Common reasons include:
- Different data sources/periods for volatility estimates
- Bloomberg may use EWMA (exponentially weighted) volatility
- Correlation breakdown adjustments in professional systems
- Different treatment of dividends/corporate actions
-
How often should I update my VaR calculations?
Best practices suggest:
- Daily: For trading portfolios (regulatory requirement)
- Weekly: For investment portfolios
- Monthly: For strategic asset allocation
- Immediately: After major market events or portfolio changes
-
Can VaR be negative?
Yes, but it’s rare. A negative VaR indicates:
- The confidence level is very low (e.g., 10%)
- Extremely high expected returns relative to volatility
- Calculation error (check your formulas)
In practice, negative VaR is meaningless for risk management.
-
How do I calculate VaR for a portfolio with options?
For non-linear instruments:
- Delta-normal approach: Use option deltas to create linear approximation
- Delta-gamma approach: Add gamma (convexity) adjustment
- Full revaluation: Reprice entire portfolio at different market scenarios
- Monte Carlo: Simulate underlying asset paths and reprice options
The delta-gamma method typically adds 20-30% to VaR estimates for option-heavy portfolios.
Conclusion and Best Practices
Calculating portfolio VaR in Excel is a powerful risk management technique when done correctly. Remember these best practices:
-
Data Quality
- Use at least 2-3 years of return data (500+ observations)
- Clean data for survivorship bias and corporate actions
- Consider different market regimes (bull/bear markets)
-
Model Validation
- Backtest against actual portfolio returns
- Compare with alternative methods (historical, Monte Carlo)
- Stress test with extreme scenarios
-
Risk Reporting
- Present VaR alongside other risk metrics (CVaR, stress VaR)

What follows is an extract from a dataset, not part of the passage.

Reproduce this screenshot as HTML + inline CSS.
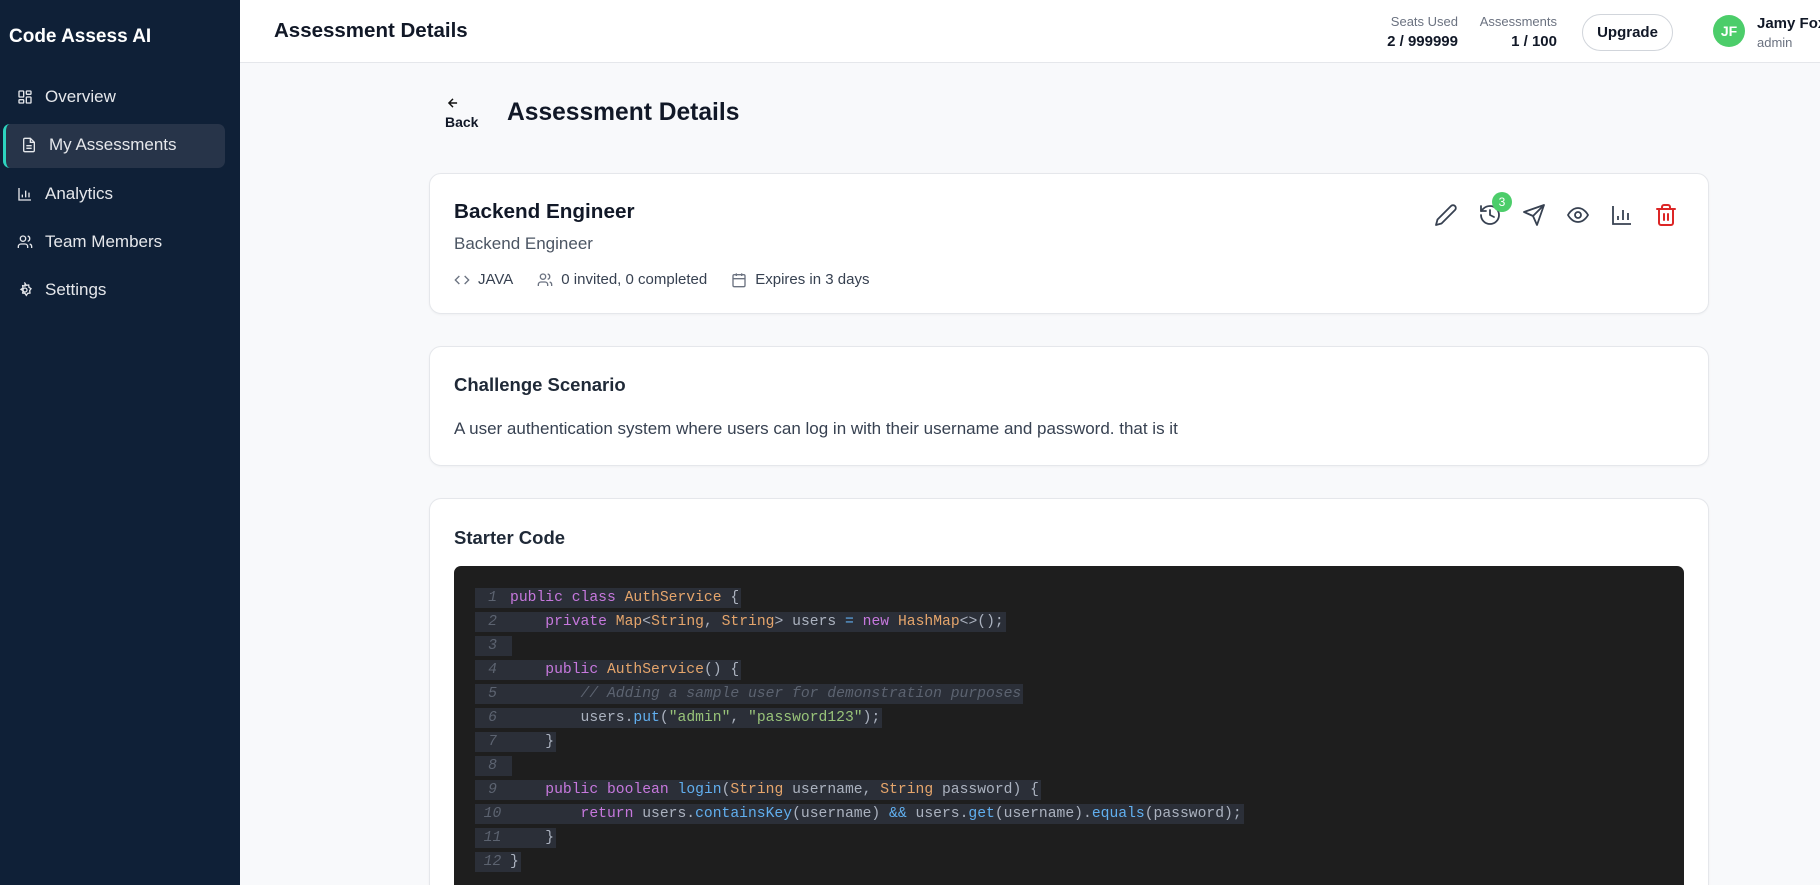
<!DOCTYPE html>
<html style="width:1820px;height:885px;overflow:hidden"><head><meta charset="utf-8"><style>
*{box-sizing:border-box;margin:0;padding:0}
body{width:1820px;height:885px;overflow:hidden;font-family:"Liberation Sans",sans-serif;background:#f8f9fb;position:relative;color:#111827}
.side{position:absolute;left:0;top:0;width:240px;height:885px;background:#0f2037;color:#fff}
.logo{position:absolute;left:9px;top:26px;font-size:19px;font-weight:bold}
.nav{position:absolute;left:17px;font-size:17px;display:flex;align-items:center;gap:12px;color:#e5e7eb}
.nav svg{width:16px;height:16px}
.active{position:absolute;left:3px;top:124px;width:222px;height:44px;background:#273449;border-radius:7px;border-left:3px solid #2dd4bf}
.hdr{position:absolute;left:240px;top:0;right:0;height:63px;background:#fff;border-bottom:1px solid #e5e7eb}
.abs{position:absolute}
.card{position:absolute;left:429px;width:1280px;background:#fff;border:1px solid #e5e7eb;border-radius:12px;box-shadow:0 1px 2px rgba(0,0,0,.04)}
.ic{position:absolute;top:203px;width:24px;height:24px}
.code{position:absolute;left:454px;top:566px;width:1230px;height:319px;background:#1e1e1e;border-radius:7px 7px 0 0}
.ln{position:absolute;left:475px;font-family:"Liberation Mono",monospace;font-size:14.7px;height:20px;line-height:20px;background:#2b2f38;color:#abb2bf;white-space:pre;padding-right:2px}
.ln i.n{display:inline-block;width:35px;text-align:center;color:#5c6370;font-style:italic}
.k{color:#c678dd}.t{color:#e5a56b}.f{color:#61afef}.s{color:#98c379}.c{color:#5c6370;font-style:italic}
</style></head><body>
<div class="side">
<div class="logo">Code Assess AI</div>
<div class="active"></div>
<div class="nav" style="top:87px"><svg viewBox="0 0 24 24" fill="none" stroke="#e5e7eb" stroke-width="2"><rect x="3" y="3" width="7" height="9" rx="1"/><rect x="14" y="3" width="7" height="5" rx="1"/><rect x="14" y="12" width="7" height="9" rx="1"/><rect x="3" y="16" width="7" height="5" rx="1"/></svg>Overview</div>
<div class="nav" style="top:135px;left:21px"><svg viewBox="0 0 24 24" fill="none" stroke="#e5e7eb" stroke-width="2"><path d="M14 2H6a2 2 0 0 0-2 2v16a2 2 0 0 0 2 2h12a2 2 0 0 0 2-2V8z"/><path d="M14 2v6h6M16 13H8M16 17H8"/></svg>My Assessments</div>
<div class="nav" style="top:184px"><svg viewBox="0 0 24 24" fill="none" stroke="#e5e7eb" stroke-width="2"><path d="M3 3v18h18M8 17v-4M13 17V7M18 17v-7"/></svg>Analytics</div>
<div class="nav" style="top:232px"><svg viewBox="0 0 24 24" fill="none" stroke="#e5e7eb" stroke-width="2"><circle cx="9" cy="7" r="4"/><path d="M2 21v-2a4 4 0 0 1 4-4h6a4 4 0 0 1 4 4v2M16 3.1a4 4 0 0 1 0 7.8M22 21v-2a4 4 0 0 0-3-3.9"/></svg>Team Members</div>
<div class="nav" style="top:280px"><svg viewBox="0 0 24 24" fill="none" stroke="#e5e7eb" stroke-width="2"><circle cx="12" cy="12" r="3"/><path d="M12 2l2 3 3.5-.5.5 3.5 3 2-2 3 .5 3.5-3.5.5-2 3-2-3-3.5-.5.5-3.5-3-2 3-2-.5-3.5 3.5.5z"/></svg>Settings</div>
</div>
<div class="hdr">
<div class="abs" style="left:34px;top:19px;font-size:20.5px;font-weight:bold">Assessment Details</div>
<div class="abs" style="right:362px;top:14px;text-align:right;font-size:13px;color:#6b7280">Seats Used<div style="color:#111827;font-weight:bold;font-size:15px;margin-top:4px">2 / 999999</div></div>
<div class="abs" style="right:263px;top:14px;text-align:right;font-size:13px;color:#6b7280">Assessments<div style="color:#111827;font-weight:bold;font-size:15px;margin-top:4px">1 / 100</div></div>
<div class="abs" style="left:1342px;top:14px;width:91px;height:37px;border:1px solid #d1d5db;border-radius:19px;text-align:center;line-height:35px;font-weight:bold;font-size:15px">Upgrade</div>
<div class="abs" style="left:1473px;top:15px;width:32px;height:32px;border-radius:50%;background:#4ccd6a;color:#fff;font-weight:bold;font-size:14px;text-align:center;line-height:32px">JF</div>
<div class="abs" style="left:1517px;top:15px;font-size:15px;font-weight:bold;white-space:nowrap">Jamy Fox<div style="font-size:13px;color:#6b7280;font-weight:normal;margin-top:3px">admin</div></div>
</div>
<svg class="abs" style="left:446px;top:96px" width="14" height="14" viewBox="0 0 24 24" fill="none" stroke="#111" stroke-width="2.5"><path d="M19 12H5M12 19l-7-7 7-7"/></svg>
<div class="abs" style="left:445px;top:114px;font-size:14px;font-weight:bold">Back</div>
<div class="abs" style="left:507px;top:99px;font-size:24.6px;font-weight:bold">Assessment Details</div>

<div class="card" style="top:173px;height:141px">
<div class="abs" style="left:24px;top:26px;font-size:20.7px;font-weight:bold">Backend Engineer</div>
<div class="abs" style="left:24px;top:60px;font-size:17px;color:#4b5563">Backend Engineer</div>
<div class="abs" style="left:24px;top:97px;font-size:15px;color:#374151;display:flex;align-items:center;gap:8px;white-space:nowrap">
<svg width="16" height="16" viewBox="0 0 24 24" fill="none" stroke="#6b7280" stroke-width="2"><path d="M16 18l6-6-6-6M8 6l-6 6 6 6"/></svg>JAVA
<svg style="margin-left:16px" width="16" height="16" viewBox="0 0 24 24" fill="none" stroke="#6b7280" stroke-width="2"><circle cx="9" cy="7" r="4"/><path d="M2 21v-2a4 4 0 0 1 4-4h6a4 4 0 0 1 4 4v2M16 3.1a4 4 0 0 1 0 7.8M22 21v-2a4 4 0 0 0-3-3.9"/></svg>0 invited, 0 completed
<svg style="margin-left:16px" width="16" height="16" viewBox="0 0 24 24" fill="none" stroke="#6b7280" stroke-width="2"><rect x="3" y="4" width="18" height="18" rx="2"/><path d="M16 2v4M8 2v4M3 10h18"/></svg>Expires in 3 days</div>
</div>
<svg class="ic" style="left:1434px" viewBox="0 0 24 24" fill="none" stroke="#374151" stroke-width="1.8" stroke-linecap="round" stroke-linejoin="round"><path d="M17 3a2.8 2.8 0 0 1 4 4L7.5 20.5 2 22l1.5-5.5z"/></svg>
<svg class="ic" style="left:1478px" viewBox="0 0 24 24" fill="none" stroke="#374151" stroke-width="1.8" stroke-linecap="round" stroke-linejoin="round"><path d="M3 12a9 9 0 1 0 9-9 9.75 9.75 0 0 0-6.74 2.74L3 8"/><path d="M3 3v5h5M12 7v5l4 2"/></svg>
<div class="abs" style="left:1492px;top:192px;width:20px;height:20px;border-radius:50%;background:#4ccd6a;color:#fff;font-size:12px;text-align:center;line-height:20px">3</div>
<svg class="ic" style="left:1522px" viewBox="0 0 24 24" fill="none" stroke="#374151" stroke-width="1.8" stroke-linecap="round" stroke-linejoin="round"><path d="M22 2L11 13M22 2l-7 20-4-9-9-4z"/></svg>
<svg class="ic" style="left:1566px" viewBox="0 0 24 24" fill="none" stroke="#374151" stroke-width="1.8"><path d="M2 12s3.5-7 10-7 10 7 10 7-3.5 7-10 7S2 12 2 12z"/><circle cx="12" cy="12" r="3"/></svg>
<svg class="ic" style="left:1610px" viewBox="0 0 24 24" fill="none" stroke="#374151" stroke-width="1.8"><path d="M3 3v18h18M8 17v-4M13 17V7M18 17v-7"/></svg>
<svg class="ic" style="left:1654px" viewBox="0 0 24 24" fill="none" stroke="#dc2626" stroke-width="2" stroke-linecap="round"><path d="M3 6h18M19 6v14a2 2 0 0 1-2 2H7a2 2 0 0 1-2-2V6M8 6V4a2 2 0 0 1 2-2h4a2 2 0 0 1 2 2v2M10 11v6M14 11v6"/></svg>

<div class="card" style="top:346px;height:120px">
<div class="abs" style="left:24px;top:27px;font-size:18.5px;font-weight:bold;color:#1f2937">Challenge Scenario</div>
<div class="abs" style="left:24px;top:72px;font-size:17px;color:#374151">A user authentication system where users can log in with their username and password. that is it</div>
</div>
<div class="card" style="top:498px;height:387px;border-bottom:none;border-radius:12px 12px 0 0">
<div class="abs" style="left:24px;top:28px;font-size:18.5px;font-weight:bold;color:#1f2937">Starter Code</div>
</div>
<div class="code"></div>
<div class="ln" style="top:588px"><i class="n">1</i><span class="k">public class</span> <span class="t">AuthService</span> {</div>
<div class="ln" style="top:612px"><i class="n">2</i>    <span class="k">private</span> <span class="t">Map</span>&lt;<span class="t">String</span>, <span class="t">String</span>&gt; users <span class="f">=</span> <span class="k">new</span> <span class="t">HashMap</span>&lt;&gt;();</div>
<div class="ln" style="top:636px"><i class="n">3</i></div>
<div class="ln" style="top:660px"><i class="n">4</i>    <span class="k">public</span> <span class="t">AuthService</span>() {</div>
<div class="ln" style="top:684px"><i class="n">5</i>        <span class="c">// Adding a sample user for demonstration purposes</span></div>
<div class="ln" style="top:708px"><i class="n">6</i>        users.<span class="f">put</span>(<span class="s">"admin"</span>, <span class="s">"password123"</span>);</div>
<div class="ln" style="top:732px"><i class="n">7</i>    }</div>
<div class="ln" style="top:756px"><i class="n">8</i></div>
<div class="ln" style="top:780px"><i class="n">9</i>    <span class="k">public boolean</span> <span class="f">login</span>(<span class="t">String</span> username, <span class="t">String</span> password) {</div>
<div class="ln" style="top:804px"><i class="n">10</i>        <span class="k">return</span> users.<span class="f">containsKey</span>(username) <span class="f">&amp;&amp;</span> users.<span class="f">get</span>(username).<span class="f">equals</span>(password);</div>
<div class="ln" style="top:828px"><i class="n">11</i>    }</div>
<div class="ln" style="top:852px"><i class="n">12</i>}</div>
</body></html>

- Show sensitivity to key assumptions
- Update documentation with methodology changes
-
Continuous Improvement
- Stay current with regulatory changes
- Incorporate new academic research
- Upgrade to more sophisticated models as portfolio grows
For most investors, the parametric VaR method in Excel provides a good balance between accuracy and implementability. However, for complex portfolios or institutional applications, consider more advanced risk management systems that can handle non-linear instruments, fat-tailed distributions, and dynamic correlations.